Drei Wochen nur Gedöns?

Aber gehen wir einen Schritt zurück: Warum überhaupt diese drei Wochen Gedöns? Gerade die Hamburger Gymnasien müssen einen Haufen Stoff in nur acht Jahren in die Köpfe befördern (in nahezu allen anderen Bundesländern ist dazu ein Jahr mehr Zeit). Wäre es da nicht sinnvoll, den Stoff gleichmäßig auf das gesamte Schuljahr zu verteilen?

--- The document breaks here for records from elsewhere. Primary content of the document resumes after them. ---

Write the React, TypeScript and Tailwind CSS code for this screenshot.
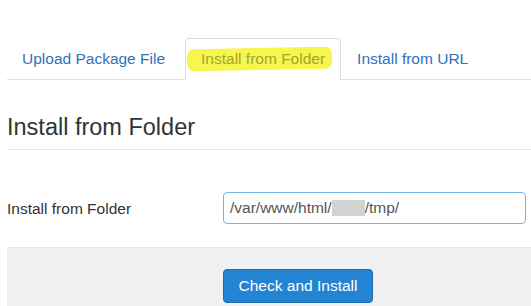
export default function App() {
  return (
    <div className="min-h-screen bg-white pl-[7px] pt-[38px] font-['Liberation_Sans',Arial,sans-serif] text-[15.5px] text-[#333]">
      <ul className="flex h-[42px] border-b border-[#ddd]">
        <li className="flex h-[41px] items-center px-[15px] text-[#2f72b8]">Upload Package File</li>
        <li className="relative ml-[5px] -mb-px flex h-[42px] items-center rounded-t-[4px] border border-b-0 border-[#ddd] bg-white px-[15px] text-[#a3a336]">
          <span className="absolute left-[1px] top-[9px] h-[22px] w-[145px] -rotate-[1deg] rounded-[7px] bg-[#f6f64c]" />
          <span className="relative pb-[1px]">Install from Folder</span>
        </li>
        <li className="ml-[1px] flex h-[41px] items-center px-[15px] text-[#2f72b8]">Install from URL</li>
      </ul>

      <h2 className="mt-[34px] border-b border-[#e5e5e5] pb-[9px] text-[23.5px] leading-[26px] font-normal text-[#333]">
        Install from Folder
      </h2>

      <div className="mt-[42px] flex items-center">
        <label className="w-[216px] pt-[2px] text-[#333]">Install from Folder</label>
        <div className="flex h-[32px] w-[303px] items-center rounded-[4px] border border-[#74b5e8] px-[6px] text-[#555]">
          <span>/var/www/html/</span>
          <span className="h-[16px] w-[33px] bg-[#d2d2d2]" />
          <span>/tmp/</span>
        </div>
      </div>

      <div className="mt-[23px] border-t border-[#e5e5e5] bg-[#f0f0f0] pl-[216px] pt-[21px] pb-[20px]">
        <button
          type="button"
          className="h-[34px] w-[150px] rounded-[4px] border border-[#1b6db0] bg-[#2384d3] text-white"
        >
          Check and Install
        </button>
      </div>
    </div>
  );
}
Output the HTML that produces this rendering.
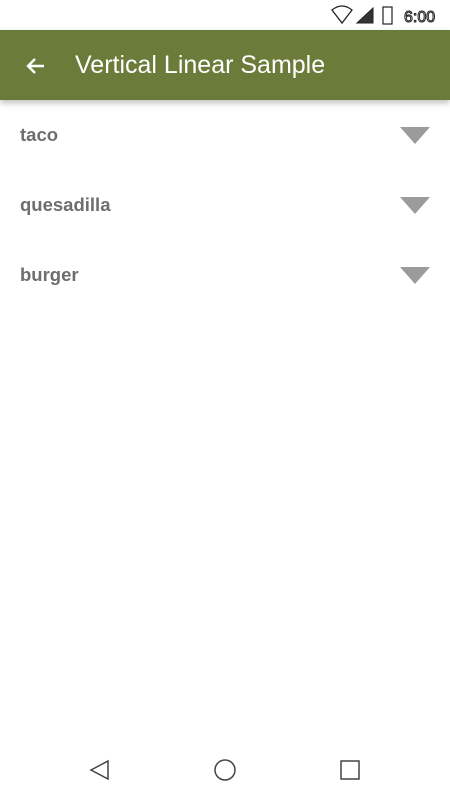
<!DOCTYPE html>
<html><head><meta charset="utf-8"><style>
body{margin:0;width:450px;height:800px;background:#fff;position:relative;overflow:hidden;font-family:"Liberation Sans",sans-serif}
.bar{position:absolute;top:30px;left:0;width:450px;height:70px;background:#6b7c3a;box-shadow:0 3px 6px rgba(0,0,0,.25)}
.title{position:absolute;left:75px;top:51px;color:#fff;font-size:25px}
.item{position:absolute;left:20px;font-size:18.5px;font-weight:bold;color:#6e6e6e}
.tri{position:absolute;left:400px;width:0;height:0;border-left:15px solid transparent;border-right:15px solid transparent;border-top:17px solid #9b9b9b}
</style></head><body>
<svg style="position:absolute;left:330px;top:4px" width="120" height="22">
<path d="M2 6 Q12 -2 22 6 L12 19 Z" fill="none" stroke="#222" stroke-width="1.3"/>
<path d="M27 19 L43 4 L43 19 Z" fill="#333" stroke="#222"/>
<rect x="53" y="3" width="9" height="17" fill="none" stroke="#222" stroke-width="1.2"/>
<text x="74" y="18" font-size="16" font-family="Liberation Sans" fill="#fff" stroke="#222" stroke-width="1">6:00</text>
</svg>
<div class="bar"></div>
<svg style="position:absolute;left:24px;top:55px" width="24" height="22"><path d="M20 11 H4 M11 4 L4 11 L11 18" stroke="#fff" stroke-width="2.4" fill="none"/></svg>
<div class="title">Vertical Linear Sample</div>
<div class="item" style="top:124px">taco</div><div class="tri" style="top:127px"></div>
<div class="item" style="top:194px">quesadilla</div><div class="tri" style="top:197px"></div>
<div class="item" style="top:264px">burger</div><div class="tri" style="top:267px"></div>
<svg style="position:absolute;left:0;top:750px" width="450" height="40">
<path d="M91 20 L108 11 L108 29 Z" fill="none" stroke="#444" stroke-width="1.5"/>
<circle cx="225" cy="20" r="10" fill="none" stroke="#444" stroke-width="1.5"/>
<rect x="341" y="11" width="18" height="18" fill="none" stroke="#444" stroke-width="1.5"/>
</svg>
</body></html>
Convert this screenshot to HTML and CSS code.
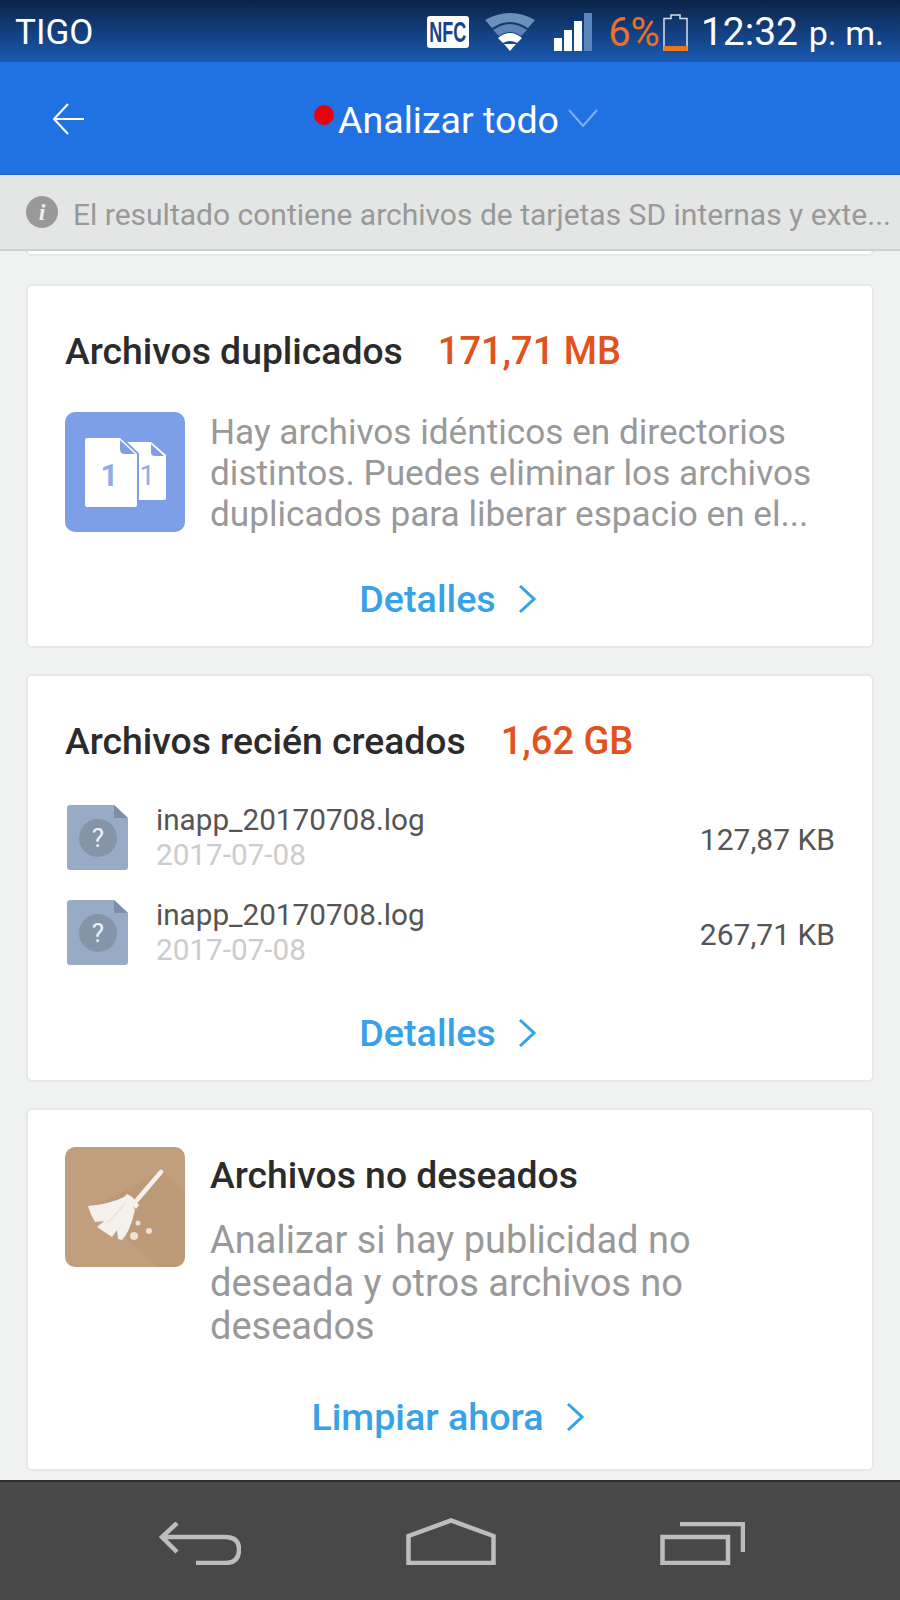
FILE: index.html
```html
<!DOCTYPE html>
<html lang="en">
<head>
    <meta charset="UTF-8">
    <meta name="viewport" content="width=device-width, initial-scale=1.0">
    <title>Analizar todo</title>
    <link rel="stylesheet" href="styles.css">
</head>
<body>
    <div class="screen">
        <div class="status-bar">
            <span class="carrier">TIGO</span>
            <div class="status-right">
                <span class="nfc"><span class="nfc-text">NFC</span></span>
                <svg class="wifi" width="50" height="38" viewBox="0 0 50 38">
                    <path d="M0 7 Q25 -7 50 7 L43 15 Q25 3 7 15 Z" fill="#6d8fbd"/>
                    <path d="M8 17 Q25 5 42 17 L36 23 Q25 15 14 23 Z" fill="#5f83b4"/>
                    <path d="M13 25 Q25 15 37 25 L32 30 Q25 26 18 30 Z" fill="#fff"/>
                    <path d="M19 31 H31 L25 38 Z" fill="#fff"/>
                </svg>
                <svg class="signal" width="38" height="38" viewBox="0 0 38 38">
                    <rect x="0" y="25" width="8" height="13" fill="#fff"/>
                    <rect x="10" y="17" width="8" height="21" fill="#fff"/>
                    <rect x="20" y="8" width="8" height="30" fill="#fff"/>
                    <rect x="30" y="0" width="8" height="38" fill="#5b86bd"/>
                </svg>
                <span class="percent">6%</span>
                <svg class="battery" width="25" height="37" viewBox="0 0 25 37">
                    <path d="M8 4.5 V1 H17 V4.5 H24 V36 H1 V4.5 Z" fill="none" stroke="#d7e0ec" stroke-width="1.5"/>
                    <rect x="0.5" y="32" width="24" height="5" fill="#e8781f"/>
                </svg>
                <span class="clock">12:32 <small>p. m.</small></span>
            </div>
        </div>

        <div class="app-bar">
            <svg class="back" width="32" height="32" viewBox="0 0 32 32">
                <path d="M16 1 L2 16 L16 31 M2 16 H32" fill="none" stroke="#fff" stroke-width="2"/>
            </svg>
            <div class="app-title">
                <span class="red-dot"></span>
                <span class="app-title-text">Analizar todo</span>
                <svg class="caret" width="30" height="18" viewBox="0 0 30 18">
                    <path d="M1 1 L15 17 L29 1" fill="none" stroke="#83aef0" stroke-width="2"/>
                </svg>
            </div>
        </div>

        <div class="notice">
            <span class="info-icon">i</span>
            <span class="notice-text">El resultado contiene archivos de tarjetas SD internas y exte...</span>
        </div>

        <div class="content">
            <div class="card card-stub"></div>

            <div class="card">
                <div class="card-head">
                    <h2>Archivos duplicados</h2>
                    <span class="amount">171,71 MB</span>
                </div>
                <div class="card-body">
                    <div class="tile tile-blue">
                        <svg width="120" height="120" viewBox="0 0 120 120">
                            <path d="M60 30 H86 L101 43 V86 Q101 88 99 88 H60 Z" fill="#fff"/>
                            <path d="M86 32 L99 44 H90 Q86 44 86 40 Z" fill="#7c9fe8"/>
                            <path d="M22 26 H55 L72 42 V93 Q72 95 70 95 H22 Q20 95 20 93 V28 Q20 26 22 26 Z" fill="#fff" stroke="#7c9fe8" stroke-width="4" paint-order="stroke"/>
                            <path d="M55 28 L70 42 H60 Q55 42 55 37 Z" fill="#7c9fe8"/>
                            <text x="44.5" y="74" text-anchor="middle" class="dup-big">1</text>
                            <text x="82" y="73" text-anchor="middle" class="dup-small">1</text>
                        </svg>
                    </div>
                    <p class="desc">Hay archivos idénticos en directorios distintos. Puedes eliminar los archivos duplicados para liberar espacio en el...</p>
                </div>
                <a class="more">Detalles
                    <svg width="18" height="28" viewBox="0 0 18 28"><path d="M2 1 L16 14 L2 27" fill="none" stroke="#37a2e6" stroke-width="3"/></svg>
                </a>
            </div>

            <div class="card">
                <div class="card-head">
                    <h2>Archivos recién creados</h2>
                    <span class="amount">1,62 GB</span>
                </div>
                <div class="file-list">
                    <div class="file-row">
                        <svg class="file-icon" width="61" height="65" viewBox="0 0 61 65">
                            <path d="M3 0 H47 L61 13 V62 Q61 65 58 65 H3 Q0 65 0 62 V3 Q0 0 3 0 Z" fill="#98abc4"/>
                            <path d="M47 0 L61 13 H47 Z" fill="#7c8fa9"/>
                            <circle cx="31" cy="33" r="19" fill="#8595a9"/>
                            <text x="31" y="42" text-anchor="middle" class="file-q">?</text>
                        </svg>
                        <div class="file-info">
                            <div class="file-name">inapp_20170708.log</div>
                            <div class="file-date">2017-07-08</div>
                        </div>
                        <div class="file-size">127,87 KB</div>
                    </div>
                    <div class="file-row">
                        <svg class="file-icon" width="61" height="65" viewBox="0 0 61 65">
                            <path d="M3 0 H47 L61 13 V62 Q61 65 58 65 H3 Q0 65 0 62 V3 Q0 0 3 0 Z" fill="#98abc4"/>
                            <path d="M47 0 L61 13 H47 Z" fill="#7c8fa9"/>
                            <circle cx="31" cy="33" r="19" fill="#8595a9"/>
                            <text x="31" y="42" text-anchor="middle" class="file-q">?</text>
                        </svg>
                        <div class="file-info">
                            <div class="file-name">inapp_20170708.log</div>
                            <div class="file-date">2017-07-08</div>
                        </div>
                        <div class="file-size">267,71 KB</div>
                    </div>
                </div>
                <a class="more">Detalles
                    <svg width="18" height="28" viewBox="0 0 18 28"><path d="M2 1 L16 14 L2 27" fill="none" stroke="#37a2e6" stroke-width="3"/></svg>
                </a>
            </div>

            <div class="card card-junk">
                <div class="card-body">
                    <div class="tile tile-brown">
                        <svg width="120" height="120" viewBox="0 0 120 120">
                            <path d="M98 24 L120 46 V110 Q120 120 110 120 H92 L28 60 Z" fill="#b5926f" opacity=".45"/>
                            <path d="M96 25 L72 53" stroke="#f4f1ec" stroke-width="4.5" stroke-linecap="round"/>
                            <path d="M62 47 Q69 50 74 58 L71 62 Q63 53 58 51 Z" fill="#f4f1ec"/>
                            <path d="M23 59 Q45 57 59 50 Q67 54 70 63 Q65 85 57 93 L53 92 L52 83 L47 90 L32 80 L39 74 L30 75 Q25 67 23 59 Z" fill="#f4f1ec"/>
                            <path d="M60 56 Q48 72 42 76" fill="none" stroke="#e6e2dc" stroke-width="1.5"/>
                            <circle cx="73" cy="76" r="2.5" fill="#e9e2d8"/>
                            <circle cx="84" cy="84" r="3" fill="#e9e2d8"/>
                            <circle cx="69" cy="89" r="4" fill="#e9e2d8"/>
                        </svg>
                    </div>
                    <div class="junk-text">
                        <h2>Archivos no deseados</h2>
                        <p class="desc">Analizar si hay publicidad no deseada y otros archivos no deseados</p>
                    </div>
                </div>
                <a class="more">Limpiar ahora
                    <svg width="18" height="28" viewBox="0 0 18 28"><path d="M2 1 L16 14 L2 27" fill="none" stroke="#37a2e6" stroke-width="3"/></svg>
                </a>
            </div>
        </div>

        <div class="nav-bar">
            <svg width="82" height="43" viewBox="0 0 82 43">
                <path d="M18 1 L3 15 L18 30 M3 15 H66 Q80 15 80 27.5 Q80 41 66 41 H37" fill="none" stroke="#bdbdbd" stroke-width="4.5"/>
            </svg>
            <svg width="90" height="47" viewBox="0 0 90 47">
                <path d="M2.5 45 V18 L45 2.5 L87.5 18 V45 Z" fill="none" stroke="#bdbdbd" stroke-width="4.5"/>
            </svg>
            <svg width="85" height="43" viewBox="0 0 85 43">
                <path d="M2.5 15 H68 V41 H2.5 Z" fill="none" stroke="#bdbdbd" stroke-width="4.5"/>
                <path d="M20 2 H83 V30" fill="none" stroke="#bdbdbd" stroke-width="4.5"/>
            </svg>
        </div>
    </div>
</body>
</html>
```

FILE: styles.css
```css
* {
    box-sizing: border-box;
}

body {
    margin: 0;
    font-family: Roboto, "Noto Sans", sans-serif;
}

.screen {
    width: 900px;
    height: 1600px;
    display: flex;
    flex-direction: column;
    overflow: hidden;
    background-color: #f0f2f1;
}

.status-bar {
    height: 62px;
    flex: none;
    display: flex;
    align-items: center;
    justify-content: space-between;
    padding: 2px 16px 0 15px;
    background: linear-gradient(#0a2347, #1b5ab2);
    color: #fff;
}

.carrier {
    font-size: 35px;
}

.status-right {
    display: flex;
    align-items: center;
}

.nfc {
    width: 42px;
    height: 32px;
    margin-right: 16px;
    display: flex;
    align-items: center;
    justify-content: center;
    border-radius: 3px;
    background-color: #fff;
}

/* the glyphs on the real icon are very condensed */
.nfc-text {
    display: inline-block;
    transform: scaleX(0.62);
    color: #17438c;
    font-family: "Liberation Sans", sans-serif;
    font-size: 29px;
    font-weight: bold;
}

.wifi {
    margin-right: 19px;
}

.signal {
    margin-right: 16px;
}

.percent {
    margin-right: 3px;
    font-size: 40px;
    color: #e8702a;
}

.battery {
    margin-right: 13px;
}

.clock {
    font-size: 39px;
}

.clock small {
    margin-left: 1px;
    font-size: 34px;
}

.app-bar {
    height: 112px;
    flex: none;
    position: relative;
    display: flex;
    align-items: center;
    justify-content: center;
    background-color: #2072e3;
    color: #fff;
}

.back {
    position: absolute;
    left: 52px;
    top: 41px;
}

.app-title {
    display: flex;
    align-items: center;
    position: relative;
    left: 6px;
    font-size: 37.6px;
}

.app-title-text {
    margin-top: 4px;
}

.red-dot {
    width: 20px;
    height: 20px;
    margin: -6px 4px 0 0;
    border-radius: 50%;
    background-color: #e8000e;
}

.caret {
    margin-left: 9px;
}

.notice {
    height: 77px;
    flex: none;
    display: flex;
    align-items: center;
    padding-left: 26px;
    background-color: #e4e6e5;
    border-top: 1px solid #1d62c0;
    border-bottom: 2px solid #cfd1d0;
}

.info-icon {
    width: 32px;
    height: 32px;
    margin-right: 15px;
    border-radius: 50%;
    background-color: #999;
    color: #eee;
    font-family: "Liberation Serif", serif;
    font-size: 24px;
    font-style: italic;
    font-weight: bold;
    line-height: 32px;
    text-align: center;
}

.notice-text {
    margin-top: 4px;
    font-size: 30px;
    color: #999;
    white-space: nowrap;
}

.content {
    flex: 1;
    padding: 0 26px;
    display: flex;
    flex-direction: column;
    gap: 26px;
    overflow: hidden;
}

.card {
    flex: none;
    background-color: #fff;
    border: 2px solid #e6e8e7;
    border-radius: 6px;
}

.card-stub {
    height: 5px;
    margin-bottom: 2px;
    border-top: none;
    border-radius: 0 0 6px 6px;
}

.card-head {
    display: flex;
    align-items: center;
    padding: 44px 37px 0 37px;
    gap: 35px;
}

h2 {
    margin: 0;
    font-size: 37.3px;
    font-weight: 500;
    line-height: 43px;
    color: #2b2b2b;
}

.amount {
    font-size: 38px;
    font-weight: 500;
    line-height: 43px;
    color: #e2521d;
}

.card-body {
    display: flex;
    align-items: flex-start;
    gap: 25px;
    padding: 39px 37px 0 37px;
}

.tile {
    width: 120px;
    height: 120px;
    flex: none;
    border-radius: 10px;
    overflow: hidden;
}

.tile svg {
    display: block;
}

.tile-blue {
    background-color: #7c9fe8;
}

.tile-brown {
    background-color: #c19e7e;
}

.dup-big {
    font-size: 31px;
    font-weight: 700;
    fill: #8fabe9;
}

.dup-small {
    font-size: 28px;
    fill: #8fabe9;
}

.desc {
    margin: 0;
    font-size: 35.2px;
    line-height: 41px;
    color: #999;
}

.more {
    display: flex;
    align-items: center;
    justify-content: center;
    gap: 22px;
    height: 44px;
    margin: 42px 0 25px 0;
    padding-right: 5px;
    font-size: 37.7px;
    font-weight: 500;
    color: #37a2e6;
}

.file-list {
    display: flex;
    flex-direction: column;
    gap: 24px;
    padding: 39px 37px 1px 39px;
}

.file-row {
    display: flex;
    align-items: center;
}

.file-icon {
    margin-right: 28px;
}

.file-q {
    font-size: 26px;
    fill: #eef1f5;
}

.file-info {
    flex: 1;
}

.file-name {
    font-size: 29.7px;
    line-height: 35px;
    color: #555;
}

.file-date {
    font-size: 29.7px;
    line-height: 36px;
    color: #ccc;
}

.file-size {
    margin-top: 3px;
    font-size: 30px;
    color: #555;
}

.card-junk .card-body {
    padding-top: 37px;
}

.card-junk .more {
    margin: 47px 0 30px 0;
}

.junk-text {
    padding: 7px 70px 0 0;
}

.junk-text h2 {
    margin-bottom: 22px;
}

.junk-text .desc {
    font-size: 38px;
    line-height: 43px;
}

.nav-bar {
    height: 120px;
    flex: none;
    display: flex;
    align-items: flex-end;
    justify-content: space-between;
    padding: 0 155px 35px 159px;
    background-color: #484848;
    border-top: 2px solid #2e2e2e;
}
```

Wäre es tatsächlich und nun kommen wir zur These: Das Gedöns beginnt drei Wochen vor dem Ferienstart, weil da alle Klausuren geschrieben sind. Saublöd, oder? Wird nicht ständig gesagt, die Kinder lernten nicht nur für die Klausuren, sondern für sich selbst, fürs Leben, für die Persönlichkeit, die Kompetenz, die Oma etc.? Und nun stellt sich heraus: Alles Phrasen! Wenn man Stoff nicht mehr per Klausuren abfragen kann, dann stopft man ihn auch nicht mehr in die Köpfe, sondern bewirft Elefanten mit Erdnüssen. Das zumindest ist mein Eindruck.

Von Journalisten wird nun häufig verlangt, immer eine Lösung für geschilderte Missstände zu liefern. Das ist natürlich Quatsch. Wenn ein Verkehrspolizist einen Schrotthaufen wegen defekter Scheinwerfer aus dem Verkehr zieht, muss er ja auch nicht gleich danach den TÜV reformieren.

Aber gut, hier ist ja noch Platz: Man sollte die Schulpflicht beibehalten, aber mit mehr Augenmaß durchsetzen. Eine Woche früher in die Sommerferien kann für Familien einen Unterschied von mehreren Tausend Euro ergeben und die Kinder verpassen – wie geschildert – allenfalls Erdnusswerfen gegen Elefanten.

Die andere Variante wäre Sinn und Unsinn von Klausuren zu überprüfen. Bildungsforscher weisen seit der Goethe-Zeit darauf hin, dass diese Form der Leistungsprüfung ETWAS grob gestrickt ist.